Gather all lines from the material that contain the word "React".

Rows from a dataset of pages and code
START
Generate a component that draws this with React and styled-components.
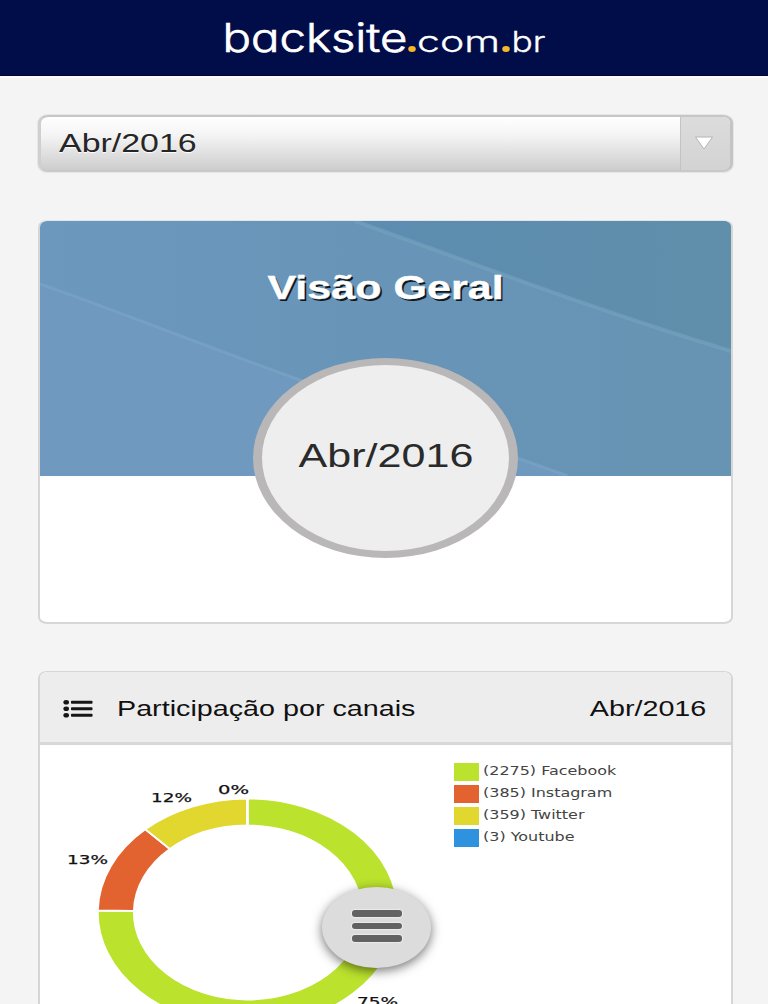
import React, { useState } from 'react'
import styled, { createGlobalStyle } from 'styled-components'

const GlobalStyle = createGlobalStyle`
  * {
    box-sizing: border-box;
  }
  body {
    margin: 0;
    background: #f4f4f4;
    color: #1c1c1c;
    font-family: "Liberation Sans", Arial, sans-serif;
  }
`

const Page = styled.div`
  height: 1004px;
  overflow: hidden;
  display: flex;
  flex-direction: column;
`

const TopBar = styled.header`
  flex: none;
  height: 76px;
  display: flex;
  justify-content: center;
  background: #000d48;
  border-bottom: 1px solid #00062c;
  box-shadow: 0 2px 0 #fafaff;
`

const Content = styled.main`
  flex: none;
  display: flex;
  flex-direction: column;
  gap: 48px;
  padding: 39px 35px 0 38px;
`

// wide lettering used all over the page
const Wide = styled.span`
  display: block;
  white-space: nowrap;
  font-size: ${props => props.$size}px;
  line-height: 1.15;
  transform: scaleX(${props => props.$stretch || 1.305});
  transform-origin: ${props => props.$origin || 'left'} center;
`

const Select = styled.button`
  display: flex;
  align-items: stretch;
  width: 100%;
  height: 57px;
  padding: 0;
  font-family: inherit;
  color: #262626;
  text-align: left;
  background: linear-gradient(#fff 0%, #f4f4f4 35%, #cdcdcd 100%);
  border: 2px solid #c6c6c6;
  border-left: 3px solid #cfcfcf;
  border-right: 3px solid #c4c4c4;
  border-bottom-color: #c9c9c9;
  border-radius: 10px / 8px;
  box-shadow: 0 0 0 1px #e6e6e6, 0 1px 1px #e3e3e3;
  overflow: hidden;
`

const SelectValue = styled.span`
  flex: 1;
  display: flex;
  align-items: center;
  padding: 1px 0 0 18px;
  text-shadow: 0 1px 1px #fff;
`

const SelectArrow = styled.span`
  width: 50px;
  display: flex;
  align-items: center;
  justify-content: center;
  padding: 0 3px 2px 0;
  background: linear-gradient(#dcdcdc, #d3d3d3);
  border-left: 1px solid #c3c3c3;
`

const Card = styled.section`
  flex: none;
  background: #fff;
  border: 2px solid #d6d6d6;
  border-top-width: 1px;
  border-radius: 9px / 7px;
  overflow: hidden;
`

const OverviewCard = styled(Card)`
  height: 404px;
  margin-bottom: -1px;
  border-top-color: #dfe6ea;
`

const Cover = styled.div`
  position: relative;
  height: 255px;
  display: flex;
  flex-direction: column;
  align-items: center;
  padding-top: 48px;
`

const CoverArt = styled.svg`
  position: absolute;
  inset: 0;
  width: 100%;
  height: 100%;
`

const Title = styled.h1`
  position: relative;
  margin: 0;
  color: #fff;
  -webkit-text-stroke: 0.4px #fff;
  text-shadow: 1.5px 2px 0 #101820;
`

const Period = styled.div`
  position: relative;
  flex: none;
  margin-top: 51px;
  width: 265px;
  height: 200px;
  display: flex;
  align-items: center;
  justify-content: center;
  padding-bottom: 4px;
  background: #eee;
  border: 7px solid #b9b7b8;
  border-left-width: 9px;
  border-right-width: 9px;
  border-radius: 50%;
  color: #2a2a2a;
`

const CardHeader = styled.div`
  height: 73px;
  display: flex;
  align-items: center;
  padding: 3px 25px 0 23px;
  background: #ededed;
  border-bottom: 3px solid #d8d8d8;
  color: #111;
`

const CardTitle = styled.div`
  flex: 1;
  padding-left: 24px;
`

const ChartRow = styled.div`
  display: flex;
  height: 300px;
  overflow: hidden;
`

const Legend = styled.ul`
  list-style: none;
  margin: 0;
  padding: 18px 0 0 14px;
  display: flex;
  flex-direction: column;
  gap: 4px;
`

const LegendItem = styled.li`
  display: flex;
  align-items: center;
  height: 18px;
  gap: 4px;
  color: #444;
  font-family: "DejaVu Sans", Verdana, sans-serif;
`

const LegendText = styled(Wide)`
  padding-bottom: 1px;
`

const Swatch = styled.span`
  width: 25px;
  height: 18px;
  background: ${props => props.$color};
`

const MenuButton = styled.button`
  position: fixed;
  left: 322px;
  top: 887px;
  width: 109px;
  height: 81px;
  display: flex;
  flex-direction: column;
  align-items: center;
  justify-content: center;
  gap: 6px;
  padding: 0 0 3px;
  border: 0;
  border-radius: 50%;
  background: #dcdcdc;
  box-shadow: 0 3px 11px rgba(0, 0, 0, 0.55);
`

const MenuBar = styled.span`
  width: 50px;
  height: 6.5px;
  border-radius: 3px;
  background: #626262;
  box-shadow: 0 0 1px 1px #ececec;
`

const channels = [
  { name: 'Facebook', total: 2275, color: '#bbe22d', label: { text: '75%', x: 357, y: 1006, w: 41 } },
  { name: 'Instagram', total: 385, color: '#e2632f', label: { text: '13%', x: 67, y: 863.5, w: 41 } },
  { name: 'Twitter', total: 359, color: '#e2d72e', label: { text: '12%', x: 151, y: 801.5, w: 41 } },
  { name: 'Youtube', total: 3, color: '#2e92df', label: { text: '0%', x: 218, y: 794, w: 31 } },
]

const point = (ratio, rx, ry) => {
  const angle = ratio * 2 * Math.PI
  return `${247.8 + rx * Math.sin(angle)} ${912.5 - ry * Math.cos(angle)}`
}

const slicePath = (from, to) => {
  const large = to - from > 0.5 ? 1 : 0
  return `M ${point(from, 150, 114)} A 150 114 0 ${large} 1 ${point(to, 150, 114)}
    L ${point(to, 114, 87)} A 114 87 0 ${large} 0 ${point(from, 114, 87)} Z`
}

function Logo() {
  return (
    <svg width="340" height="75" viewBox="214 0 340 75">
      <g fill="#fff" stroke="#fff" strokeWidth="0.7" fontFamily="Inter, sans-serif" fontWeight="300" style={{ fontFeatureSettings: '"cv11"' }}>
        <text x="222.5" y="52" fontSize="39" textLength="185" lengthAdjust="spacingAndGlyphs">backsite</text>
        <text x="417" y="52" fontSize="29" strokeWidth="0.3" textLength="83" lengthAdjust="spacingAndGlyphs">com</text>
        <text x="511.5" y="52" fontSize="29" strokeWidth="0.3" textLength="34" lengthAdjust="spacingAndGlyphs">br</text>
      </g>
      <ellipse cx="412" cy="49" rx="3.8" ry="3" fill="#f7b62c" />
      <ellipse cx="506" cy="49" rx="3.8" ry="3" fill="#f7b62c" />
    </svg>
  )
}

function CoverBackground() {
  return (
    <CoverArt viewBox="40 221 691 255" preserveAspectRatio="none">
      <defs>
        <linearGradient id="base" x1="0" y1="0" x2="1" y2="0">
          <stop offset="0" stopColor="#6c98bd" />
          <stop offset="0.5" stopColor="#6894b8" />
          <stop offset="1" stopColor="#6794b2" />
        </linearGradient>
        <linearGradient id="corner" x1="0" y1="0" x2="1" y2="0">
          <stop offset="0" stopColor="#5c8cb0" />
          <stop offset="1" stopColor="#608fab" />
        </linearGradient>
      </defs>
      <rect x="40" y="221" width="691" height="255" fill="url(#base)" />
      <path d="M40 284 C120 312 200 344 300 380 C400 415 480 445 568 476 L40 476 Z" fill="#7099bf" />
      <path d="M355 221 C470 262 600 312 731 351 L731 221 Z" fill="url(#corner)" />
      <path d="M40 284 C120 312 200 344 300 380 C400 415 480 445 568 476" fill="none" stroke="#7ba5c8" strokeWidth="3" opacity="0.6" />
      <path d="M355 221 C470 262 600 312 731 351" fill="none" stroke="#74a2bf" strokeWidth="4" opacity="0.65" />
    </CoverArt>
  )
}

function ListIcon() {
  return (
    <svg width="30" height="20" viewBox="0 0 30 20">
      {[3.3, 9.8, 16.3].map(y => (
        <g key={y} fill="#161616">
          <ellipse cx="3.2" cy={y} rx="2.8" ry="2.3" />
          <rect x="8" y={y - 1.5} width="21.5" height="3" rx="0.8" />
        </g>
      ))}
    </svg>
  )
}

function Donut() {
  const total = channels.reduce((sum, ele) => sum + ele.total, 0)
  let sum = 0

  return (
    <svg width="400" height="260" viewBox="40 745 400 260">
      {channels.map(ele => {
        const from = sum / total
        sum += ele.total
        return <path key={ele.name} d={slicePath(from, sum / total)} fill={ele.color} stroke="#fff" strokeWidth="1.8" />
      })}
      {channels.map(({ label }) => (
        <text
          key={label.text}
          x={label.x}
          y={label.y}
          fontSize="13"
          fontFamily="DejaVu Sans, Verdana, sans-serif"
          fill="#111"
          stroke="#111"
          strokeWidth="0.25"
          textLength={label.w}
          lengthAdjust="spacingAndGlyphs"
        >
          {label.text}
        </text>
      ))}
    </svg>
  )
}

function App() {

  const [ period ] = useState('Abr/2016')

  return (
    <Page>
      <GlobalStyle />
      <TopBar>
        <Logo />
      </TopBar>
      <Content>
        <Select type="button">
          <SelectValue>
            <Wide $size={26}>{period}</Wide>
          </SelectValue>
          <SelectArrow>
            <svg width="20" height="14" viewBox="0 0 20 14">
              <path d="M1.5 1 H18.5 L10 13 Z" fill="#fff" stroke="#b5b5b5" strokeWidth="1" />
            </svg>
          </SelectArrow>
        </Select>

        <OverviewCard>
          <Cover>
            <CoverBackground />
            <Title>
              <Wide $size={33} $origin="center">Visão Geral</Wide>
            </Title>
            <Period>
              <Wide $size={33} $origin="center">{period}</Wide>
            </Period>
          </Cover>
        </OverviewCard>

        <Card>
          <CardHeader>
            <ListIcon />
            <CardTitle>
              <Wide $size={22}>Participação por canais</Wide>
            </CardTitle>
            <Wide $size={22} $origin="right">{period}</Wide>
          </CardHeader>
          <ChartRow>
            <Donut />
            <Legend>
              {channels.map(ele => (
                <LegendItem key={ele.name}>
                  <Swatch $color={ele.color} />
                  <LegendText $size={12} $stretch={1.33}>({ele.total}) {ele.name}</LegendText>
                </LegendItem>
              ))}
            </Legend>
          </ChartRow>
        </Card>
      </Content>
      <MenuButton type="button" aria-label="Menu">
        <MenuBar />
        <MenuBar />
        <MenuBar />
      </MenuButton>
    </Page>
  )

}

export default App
END
START
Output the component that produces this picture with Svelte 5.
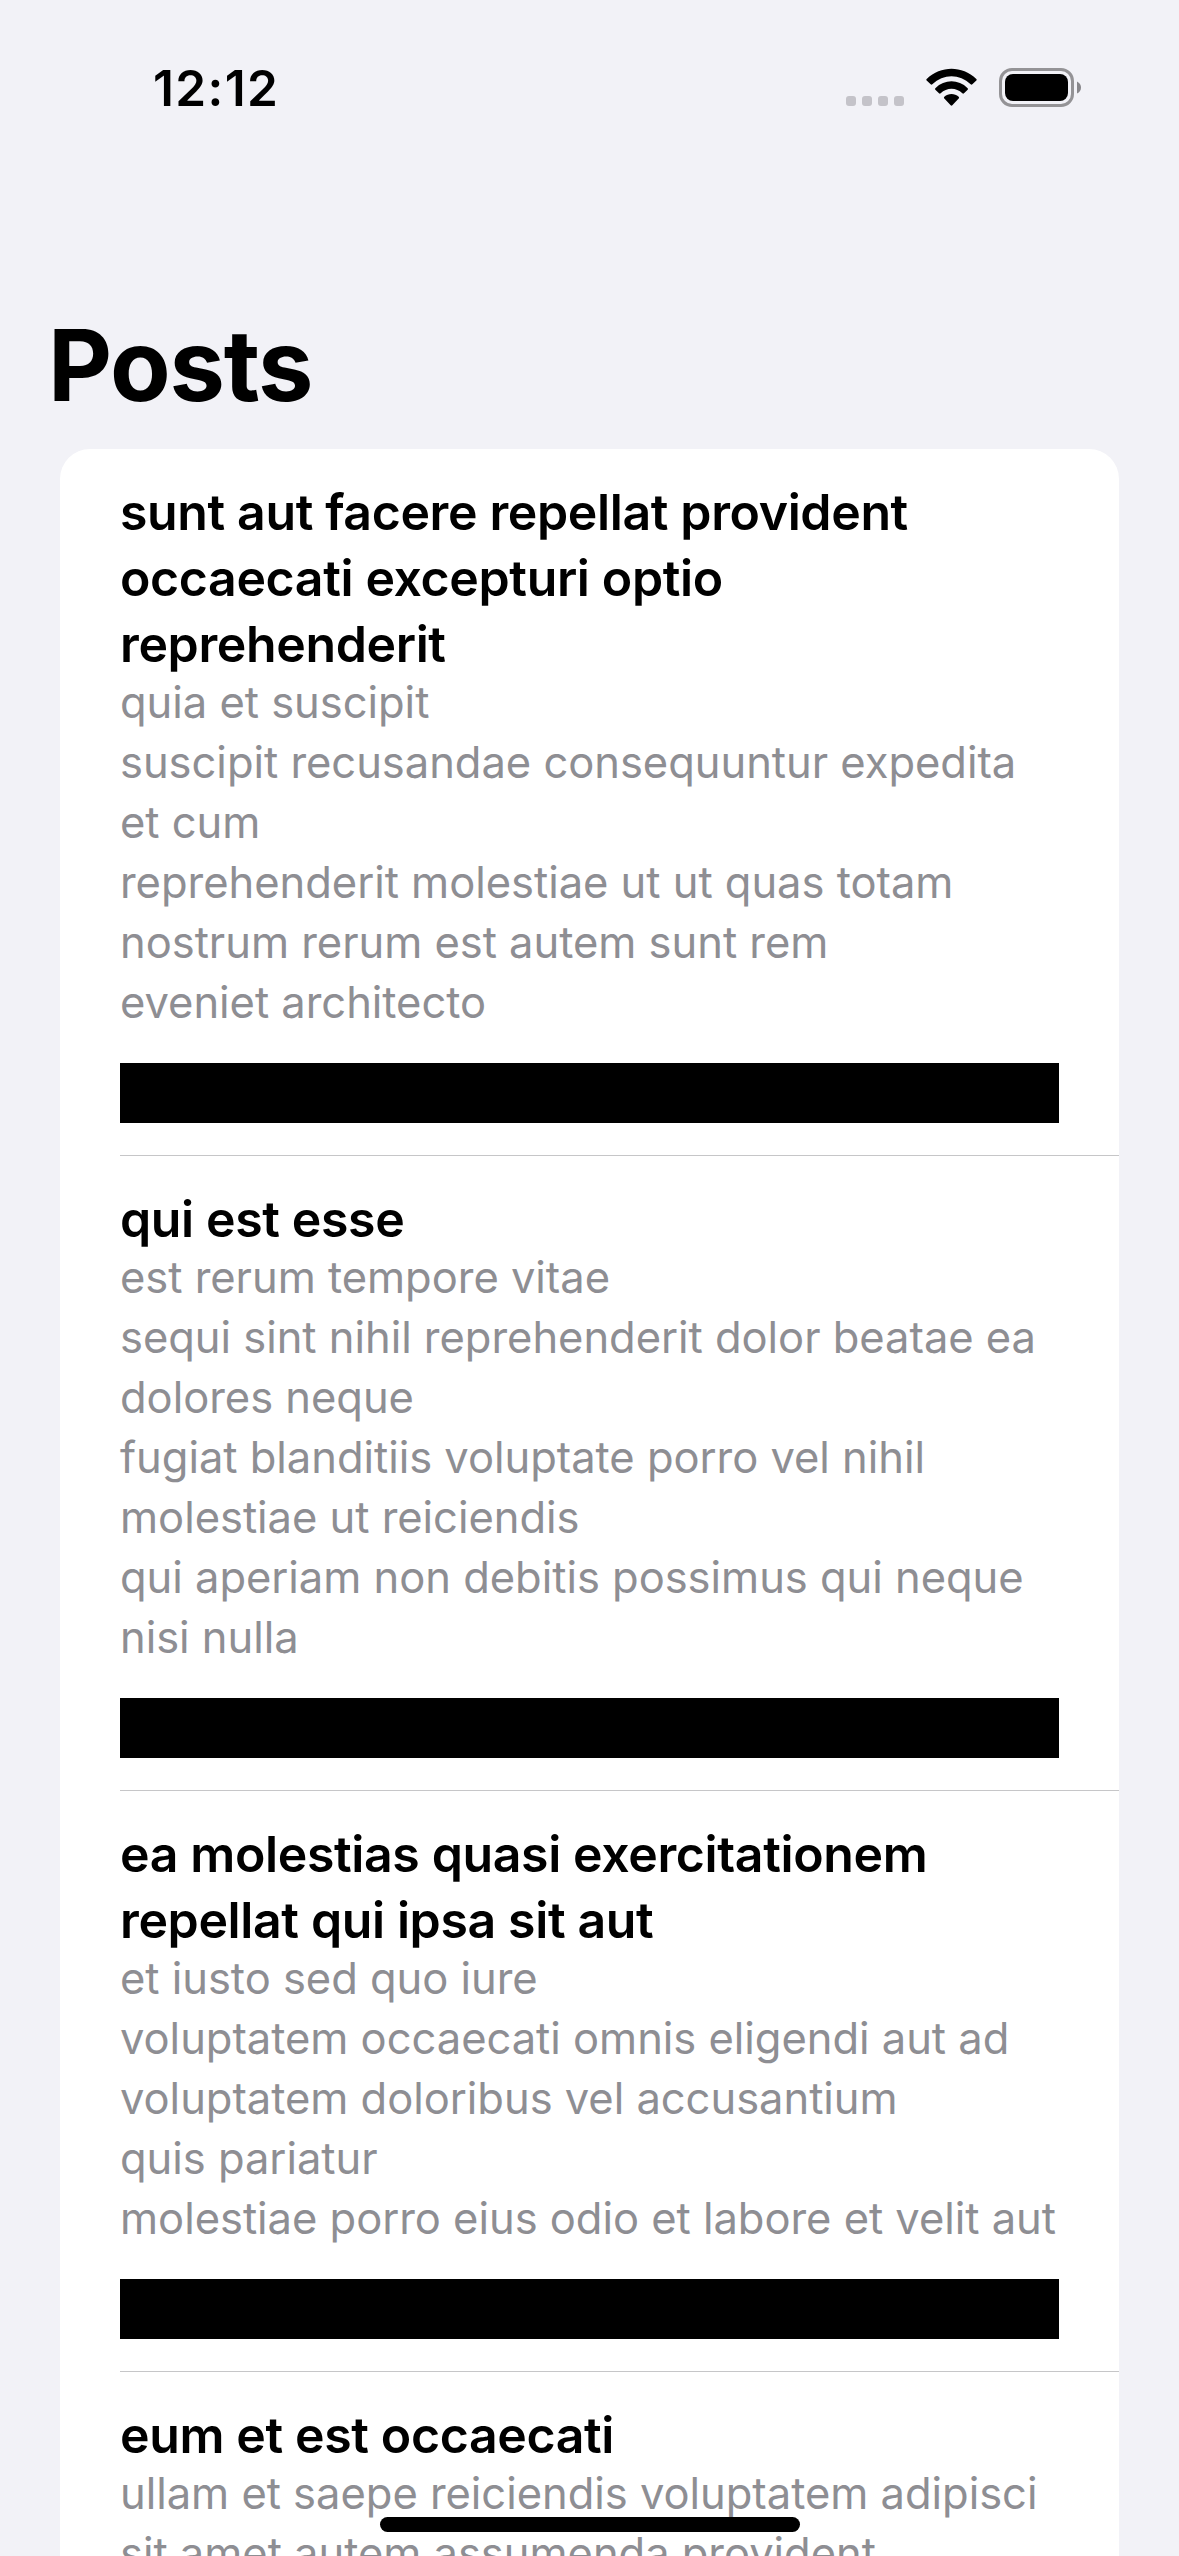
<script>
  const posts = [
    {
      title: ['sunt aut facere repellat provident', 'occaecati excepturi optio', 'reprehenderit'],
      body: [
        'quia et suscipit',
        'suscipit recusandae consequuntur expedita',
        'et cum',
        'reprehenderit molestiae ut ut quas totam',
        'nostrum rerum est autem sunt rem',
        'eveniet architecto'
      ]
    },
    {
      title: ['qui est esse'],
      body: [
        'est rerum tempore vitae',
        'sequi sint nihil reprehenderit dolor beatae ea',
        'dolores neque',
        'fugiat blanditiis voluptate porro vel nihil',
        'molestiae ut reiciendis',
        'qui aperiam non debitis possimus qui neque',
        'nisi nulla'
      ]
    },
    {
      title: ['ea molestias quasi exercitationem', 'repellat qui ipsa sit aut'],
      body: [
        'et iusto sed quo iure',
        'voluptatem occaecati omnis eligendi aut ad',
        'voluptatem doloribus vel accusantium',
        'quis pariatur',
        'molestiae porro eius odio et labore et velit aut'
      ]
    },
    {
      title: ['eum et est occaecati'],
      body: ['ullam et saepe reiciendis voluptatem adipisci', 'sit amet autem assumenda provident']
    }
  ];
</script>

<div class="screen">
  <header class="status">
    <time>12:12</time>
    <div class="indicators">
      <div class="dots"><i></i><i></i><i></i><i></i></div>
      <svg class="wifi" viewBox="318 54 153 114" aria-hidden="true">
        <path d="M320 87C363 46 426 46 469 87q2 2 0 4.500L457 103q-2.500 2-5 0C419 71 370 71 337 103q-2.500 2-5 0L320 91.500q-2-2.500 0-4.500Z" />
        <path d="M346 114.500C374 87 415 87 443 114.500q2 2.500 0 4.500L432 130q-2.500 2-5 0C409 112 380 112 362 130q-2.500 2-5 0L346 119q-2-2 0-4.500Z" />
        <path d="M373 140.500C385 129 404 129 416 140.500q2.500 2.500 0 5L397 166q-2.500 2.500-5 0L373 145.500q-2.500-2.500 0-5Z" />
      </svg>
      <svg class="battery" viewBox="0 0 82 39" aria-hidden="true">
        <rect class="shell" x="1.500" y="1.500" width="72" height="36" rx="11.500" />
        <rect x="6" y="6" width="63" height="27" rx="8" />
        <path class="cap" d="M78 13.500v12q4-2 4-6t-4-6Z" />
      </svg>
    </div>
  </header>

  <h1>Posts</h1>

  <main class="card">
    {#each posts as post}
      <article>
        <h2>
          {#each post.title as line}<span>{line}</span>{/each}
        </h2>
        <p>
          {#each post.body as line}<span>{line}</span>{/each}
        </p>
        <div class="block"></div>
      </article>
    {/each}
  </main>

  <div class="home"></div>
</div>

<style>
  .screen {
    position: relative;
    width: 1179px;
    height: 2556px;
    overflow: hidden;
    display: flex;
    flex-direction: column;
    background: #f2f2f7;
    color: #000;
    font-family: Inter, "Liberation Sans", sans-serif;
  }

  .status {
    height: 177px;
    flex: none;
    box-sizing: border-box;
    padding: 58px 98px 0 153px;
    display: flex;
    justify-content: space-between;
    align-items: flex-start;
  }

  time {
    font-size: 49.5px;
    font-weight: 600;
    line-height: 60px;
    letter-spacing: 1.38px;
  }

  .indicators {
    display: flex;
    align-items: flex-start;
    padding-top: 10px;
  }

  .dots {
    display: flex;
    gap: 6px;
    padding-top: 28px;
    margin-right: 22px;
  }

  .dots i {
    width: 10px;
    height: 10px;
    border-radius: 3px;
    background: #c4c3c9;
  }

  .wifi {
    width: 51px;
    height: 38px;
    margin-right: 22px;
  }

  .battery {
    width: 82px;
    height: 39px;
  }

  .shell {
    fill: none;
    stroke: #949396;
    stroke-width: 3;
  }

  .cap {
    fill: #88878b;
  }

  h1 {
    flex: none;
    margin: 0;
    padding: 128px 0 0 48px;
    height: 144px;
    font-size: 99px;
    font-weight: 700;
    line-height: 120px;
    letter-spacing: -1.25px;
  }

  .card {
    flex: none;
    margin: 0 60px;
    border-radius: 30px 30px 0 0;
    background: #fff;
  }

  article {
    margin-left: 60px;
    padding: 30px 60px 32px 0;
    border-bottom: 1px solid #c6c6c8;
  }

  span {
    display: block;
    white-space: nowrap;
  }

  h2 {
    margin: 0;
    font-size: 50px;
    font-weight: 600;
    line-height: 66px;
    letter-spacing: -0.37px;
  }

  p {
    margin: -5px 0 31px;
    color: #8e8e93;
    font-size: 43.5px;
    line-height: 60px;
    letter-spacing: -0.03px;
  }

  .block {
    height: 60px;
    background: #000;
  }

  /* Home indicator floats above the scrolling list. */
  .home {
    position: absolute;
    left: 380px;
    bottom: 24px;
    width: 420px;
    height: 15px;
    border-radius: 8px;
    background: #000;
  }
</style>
END
* WRITTEN ANSWER *
Generate a component that draws this with React and styled-components.
import React, { useState } from 'react'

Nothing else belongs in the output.